Dam telling debate

Pub date July 20, 2006
SectionSF Blog

By Steven T. Jones
The debate over whether to tear down the O’Shaughnessy Dam in the Hetch Hetchy Valley — which a state report this week concluded is possible, but with a prohibitive price tag of up to $10 billion — is interesting for what it says about the power and perils of activist journalism, particularly when the big boys deign to practice it. Despite their current revisionist history, the San Francisco Chronicle pushed hard for the construction of this dam 100 years ago (waging a nasty smear campaign against John Muir and other conservationists in the process — read Gray Brechin’s great book Imperial San Francisco for the whole story). Then, as now, that paper and its downtown allies wanted growth at any cost. But today, it is another newspaper crusade that has propelled forward the riduculous notion of spending needed billions of dollars to undo a historical error. The Sacramento Bee and its associate editorial writer Tom Philip turned the idea of some environmentalists and studies by UC Davis in a full-blown offensive to tear down the dam, in the process winning a Pulitzer Prize and convincing Gov. Arnold Schwarzenegger to order the study that came out this week.

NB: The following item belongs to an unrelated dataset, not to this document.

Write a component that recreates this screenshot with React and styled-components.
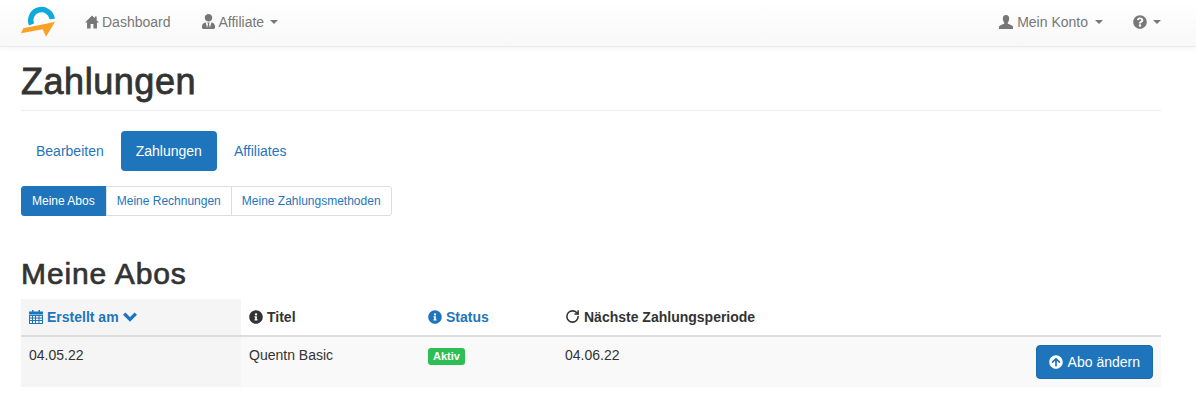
import React from 'react';
import styled, { createGlobalStyle } from 'styled-components';
import { FaUserTie, FaQuestionCircle, FaInfoCircle, FaArrowCircleUp } from 'react-icons/fa';
import { RotateCw } from 'lucide-react';

const Global = createGlobalStyle`
    * { box-sizing: border-box; }
    body {
        margin: 0;
        background: #fff;
        font-family: "Liberation Sans", Arial, sans-serif;
        font-size: 14px;
        line-height: 20px;
        color: #333;
    }
`;

function Logo() {
    return (
        <svg width="36" height="33" viewBox="20 5 36 33" fill="none">
            <path d="M31.5 24.5 A10.8 10.8 0 1 1 52.2 19" stroke="#0FA9DC" strokeWidth="5.4" />
            <path d="M21 33.3 L23.3 28.3 L45 24 L55 21.7 L46 36.7 L42.7 29.3 Z" fill="#F9A125" />
        </svg>
    );
}

function HomeIcon() {
    return (
        <svg width="14" height="14" viewBox="0 0 15 14" fill="currentColor" preserveAspectRatio="none">
            <path d="M7.5 0.5 L10.5 3.3 V1.5 H12.5 V5.2 L15 7.6 H12.8 V13.5 H9 V9 H6 V13.5 H2.2 V7.6 H0 Z" />
        </svg>
    );
}

function UserIcon() {
    return (
        <svg width="14" height="14" viewBox="0 0 14 14" fill="currentColor">
            <path d="M7 0 C9.2 0 10.3 1.6 10.2 3.6 C10.1 5.4 9.4 7 8.8 7.6 V8.8 C10.5 9.6 13.6 10.2 14 11.6 V14 H0 V11.6 C0.4 10.2 3.5 9.6 5.2 8.8 V7.6 C4.6 7 3.9 5.4 3.8 3.6 C3.7 1.6 4.8 0 7 0 Z" />
        </svg>
    );
}

function CalendarIcon() {
    return (
        <svg width="14" height="14" viewBox="0 0 14 14" fill="currentColor">
            <path d="M3 0 H4.5 V1.5 H9.5 V0 H11 V1.5 H14 V4.5 H0 V1.5 H3 Z" />
            <path fillRule="evenodd" d="M0 5 H14 V14 H0 Z M1 6 V7.5 H3 V6 Z M4 6 V7.5 H6 V6 Z M7 6 V7.5 H9.5 V6 Z M10.5 6 V7.5 H13 V6 Z M1 8.5 V10 H3 V8.5 Z M4 8.5 V10 H6 V8.5 Z M7 8.5 V10 H9.5 V8.5 Z M10.5 8.5 V10 H13 V8.5 Z M1 11 V13 H3 V11 Z M4 11 V13 H6 V11 Z M7 11 V13 H9.5 V11 Z M10.5 11 V13 H13 V11 Z" />
        </svg>
    );
}

function ChevronIcon() {
    return (
        <svg width="14" height="10" viewBox="0 0 14 10" fill="none" stroke="currentColor" strokeWidth="3.4">
            <path d="M1.2 1.6 L7 7.4 L12.8 1.6" />
        </svg>
    );
}

function App() {
    return (
        <>
            <Global />
            <Navbar>
                <LogoLink href="#"><Logo /></LogoLink>
                <NavItem href="#"><HomeIcon />Dashboard</NavItem>
                <NavItem href="#"><FaUserTie size={15} />Affiliate<Caret /></NavItem>
                <NavRight>
                    <NavItem href="#" $wide><UserIcon />Mein Konto<Caret /></NavItem>
                    <NavItem href="#"><FaQuestionCircle size={14} /><Caret /></NavItem>
                </NavRight>
            </Navbar>
            <Container>
                <PageHeader>Zahlungen</PageHeader>
                <Pills>
                    <Pill href="#">Bearbeiten</Pill>
                    <Pill href="#" $active>Zahlungen</Pill>
                    <Pill href="#">Affiliates</Pill>
                </Pills>
                <BtnGroup>
                    <GroupBtn href="#" $active>Meine Abos</GroupBtn>
                    <GroupBtn href="#">Meine Rechnungen</GroupBtn>
                    <GroupBtn href="#">Meine Zahlungsmethoden</GroupBtn>
                </BtnGroup>
                <SubTitle>Meine Abos</SubTitle>
                <Table>
                    <colgroup>
                        <col style={{ width: 220 }} />
                        <col style={{ width: 179 }} />
                        <col style={{ width: 137 }} />
                        <col />
                    </colgroup>
                    <thead>
                        <tr>
                            <Th $sorted><HeadLink href="#"><CalendarIcon />Erstellt am<ChevronIcon /></HeadLink></Th>
                            <Th><HeadText><FaInfoCircle size={14} />Titel</HeadText></Th>
                            <Th><HeadLink href="#"><FaInfoCircle size={14} />Status</HeadLink></Th>
                            <Th><HeadText><RotateCw size={15} strokeWidth={2.5} />Nächste Zahlungsperiode</HeadText></Th>
                        </tr>
                    </thead>
                    <tbody>
                        <tr>
                            <Td $sorted>04.05.22</Td>
                            <Td>Quentn Basic</Td>
                            <Td><Label>Aktiv</Label></Td>
                            <Td>
                                04.06.22
                                <ChangeBtn href="#"><FaArrowCircleUp size={14} />Abo ändern</ChangeBtn>
                            </Td>
                        </tr>
                    </tbody>
                </Table>
            </Container>
        </>
    );
}

export default App;

const Navbar = styled.nav`
    height: 47px;
    padding: 0 21px;
    display: flex;
    align-items: center;
    background: linear-gradient(to bottom, #fff 0%, #f8f8f8 100%);
    border-bottom: 1px solid #ececec;
    box-shadow: 0 1px 5px rgba(0, 0, 0, 0.06);
`;

const LogoLink = styled.a`
    display: flex;
    width: 49px;
    height: 33px;
    margin-left: -1px;
    margin-right: 1px;
    margin-top: -3px;
`;

const NavItem = styled.a`
    display: flex;
    align-items: center;
    gap: ${p => (p.$wide ? '4px' : '3px')};
    padding: 0 15px 2px;
    height: 46px;
    color: #777;
    text-decoration: none;
    svg { margin-top: -1px; }
`;

const NavRight = styled.div`
    display: flex;
    margin-left: auto;
    margin-right: -1px;
`;

const Caret = styled.span`
    display: inline-block;
    margin-left: 3px;
    width: 0;
    height: 0;
    border-top: 4px solid #777;
    border-left: 4px solid transparent;
    border-right: 4px solid transparent;
`;

const Container = styled.main`
    width: 1140px;
    margin-left: 21px;
`;

const PageHeader = styled.h1`
    margin: 0 0 20px;
    padding: 15px 0 9px;
    height: 64px;
    font-size: 36px;
    line-height: 40px;
    font-weight: 400;
    letter-spacing: 0.55px;
    -webkit-text-stroke: 0.8px #333;
    border-bottom: 1px solid #eee;
`;

const Pills = styled.div`
    display: flex;
    gap: 2px;
    margin-bottom: 15px;
`;

const Pill = styled.a`
    padding: 10px 15px;
    border-radius: 4px;
    text-decoration: none;
    color: ${p => (p.$active ? '#fff' : '#1f75bc')};
    background: ${p => (p.$active ? '#1f75bc' : 'transparent')};
`;

const BtnGroup = styled.div`
    display: flex;
    height: 30px;
`;

const GroupBtn = styled.a`
    padding: 5px 10px;
    font-size: 12px;
    line-height: 18px;
    text-decoration: none;
    border: 1px solid ${p => (p.$active ? '#1f75bc' : '#ddd')};
    margin-left: -1px;
    color: ${p => (p.$active ? '#fff' : '#1f75bc')};
    background: ${p => (p.$active ? '#1f75bc' : '#fff')};
    &:first-child {
        margin-left: 0;
        padding-right: 11px;
        border-radius: 3px 0 0 3px;
    }
    &:last-child { border-radius: 0 3px 3px 0; }
`;

const SubTitle = styled.h2`
    margin: 41px 0 9px;
    font-size: 30px;
    line-height: 33px;
    font-weight: 400;
    letter-spacing: 0.9px;
    -webkit-text-stroke: 0.7px #333;
`;

const Table = styled.table`
    width: 100%;
    border-collapse: collapse;
    table-layout: fixed;
`;

const Th = styled.th`
    height: 37px;
    padding: 7px 8px 8px;
    text-align: left;
    font-weight: 700;
    background: ${p => (p.$sorted ? '#f5f5f5' : '#fff')};
    border-bottom: 2px solid #ddd;
`;

const HeadText = styled.span`
    display: flex;
    align-items: center;
    gap: 4px;
`;

const HeadLink = styled.a`
    display: flex;
    align-items: center;
    gap: 4px;
    color: #1f75bc;
    text-decoration: none;
`;

const Td = styled.td`
    height: 50px;
    padding: 8px;
    vertical-align: top;
    background: ${p => (p.$sorted ? '#f5f5f5' : '#f9f9f9')};
`;

const Label = styled.span`
    display: block;
    width: fit-content;
    margin-top: 3px;
    padding: 2px 5px 3px;
    font-size: 11px;
    line-height: 12px;
    font-weight: 700;
    color: #fff;
    background: #2dbe55;
    border-radius: 3px;
`;

const ChangeBtn = styled.a`
    float: right;
    display: inline-flex;
    align-items: center;
    gap: 5px;
    height: 34px;
    padding: 6px 12px;
    color: #fff;
    text-decoration: none;
    background: #1f75bc;
    border: 1px solid #1b6aab;
    border-radius: 4px;
`;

Now, just imagine if we could get the media mega-corporations to put this kind of effort into eliminating poverty, reducing American militarism and police state excesses, creating socialized medicine, or any of a long list of important social and economic justice concerns, rather than pursuing sentimental pipe dreams. Then we might start making real progress.
Instead, we’re left with the latest skirmish in the age-old Sacramento-San Francisco rivalry.